El 30 de julio de 1968 un pelotón militar destruyó de un bazucazo la puerta principal de la Escuela Nacional Preparatoria.

El 18 de septiembre de ese mismo año tanques del Ejército mexicano y diez mil soldados ingresaron a Ciudad Universitaria. Durante el operativo seiscientos estudiantes fueron detenidos con arbitrariedad.

Seis días después, durante la madrugada, las Fuerzas Armadas ocuparon instalaciones del Instituto Politécnico Nacional (IPN): el Casco de Santo Tomás, Zacatenco y también la vocacional número 7.

Para conmemorar los cincuenta años de aquel lastimoso episodio de la historia mexicana, el jueves de la semana pasada la Cámara de Diputados aprobó una iniciativa de ley que le entrega enorme poder a las Fuerzas Armadas, la Marina y la Fuerza Aérea; mucho mayor del que tenían en 1968.

El dictamen de la ley de Seguridad Interior que será discutido en la Cámara Alta, en vez de entregarle certidumbre jurídica a la actuación militar en la lucha contra el crimen organizado, normaliza el autoritarismo en el país.

Como concesión graciosa los redactores de esta pieza legislativa incluyeron una cláusula que previene frente al uso de la fuerza militar contra las protestas de carácter social o electoral. Cabe sin embargo recordar que en 1968 el presidente Gustavo Díaz Ordaz ordenó que el Ejército persiguiera a los jóvenes estudiantes porque los consideró agentes de una conspiración internacional dispuesta para destruir al Estado mexicano.

¿Cómo olvidar el discurso que dio durante su cuarto informe de gobierno?

“No quisiéramos vernos en el caso de tomar medidas que no deseamos, pero que tomaremos si es necesario; lo que sea nuestro deber hacer, lo haremos; hasta donde estemos obligados a llegar, llegaremos.”

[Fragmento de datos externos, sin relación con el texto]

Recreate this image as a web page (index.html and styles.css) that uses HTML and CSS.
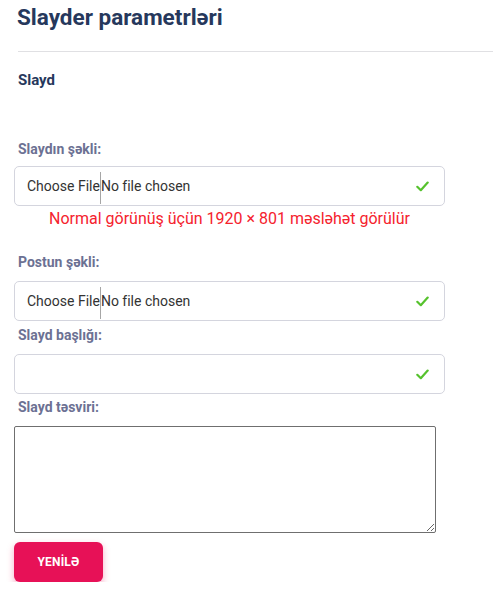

Un mes después, el gobierno asesinó a los jóvenes en la Plaza de las Tres Culturas, no porque estuvieran protestando en la calle, sino porque eran una amenaza para la seguridad nacional.

El problema entonces, y ahora de nuevo, es la ambigüedad que permite utilizar el concepto de seguridad nacional para justificarlo todo.

La iniciativa aprobada el jueves tiene como principal deficiencia que no traza fronteras claras entre la seguridad pública, la interior y la nacional. Peor aún, una lectura sistemática de ese texto lleva a concluir que las Fuerzas Armadas pueden asumir como nacional cualquier tipo de seguridad, y por tanto intervenir sin freno ni contrapeso en ámbitos que no son constitucionalmente de su competencia.

No tiene desperdicio el artículo 6 del dictamen enviado al Senado: “… las Fuerzas Armadas … implementarán, sin necesidad de Declaratoria de protección a la seguridad interior, políticas, programas y acciones para identificar, prevenir y atender oportunamente los riesgos contemplados en la Agenda Nacional de Riesgos.”

Es decir que no es siquiera necesario que el Consejo de Seguridad se reúna para que las tropas atiendan “oportunamente,” actos como “la interferencia extranjera en asuntos nacionales” (artículo 5 de la Ley de Seguridad Nacional) —es decir, aquello por lo que fueron acusados, y por tanto masacrados, los estudiantes del 68.

La Ley de Seguridad Interior podría haber sido una cosa buena para la salud democrática del país de haber tenido como sincero propósito aportar elementos de certidumbre para las Fuerzas Armadas cuando combaten al crimen organizado.

Sin embargo, al extender la definición de seguridad nacional hacia cualquier ámbito de la seguridad (pública e interior) —es decir, al devorarse la primera definición a las otras dos— se abre la peligrosa puerta de incrementar al infinito la presencia de militares en aquellos ámbitos que, en cualquier democracia, han de ser gobernados por la autoridad civil.

Este texto es peligrosísimo porque en vez de precisar y acotar la actividad del Ejército —en vez de dotarle de verdaderos asideros constitucionales— sus redactores optaron por entregarle tanto poder a las Fuerzas Armadas como no lo habían tenido desde que concluyó la Revolución mexicana.

Destaca también el tiro de gracia que se le impone al federalismo. Calificando con tanta facilidad cualquier tema como de seguridad nacional, los estados quedarán sometidos, sin redención alguna, a las voluntades del gobierno nacional y sobre todo de las Fuerzas Armadas. Ni los conservadores más centralistas del siglo XIX se hubieran atrevido a una propuesta así de grave.

ZOOM:

El Ejército pidió reglamentar su presencia en las calles para combatir al crimen organizado. En revancha, el poder civil decidió abdicar a sus potestades para entregar todo a los militares. Más tarde que temprano nos arrepentiremos de esta temeraria decisión.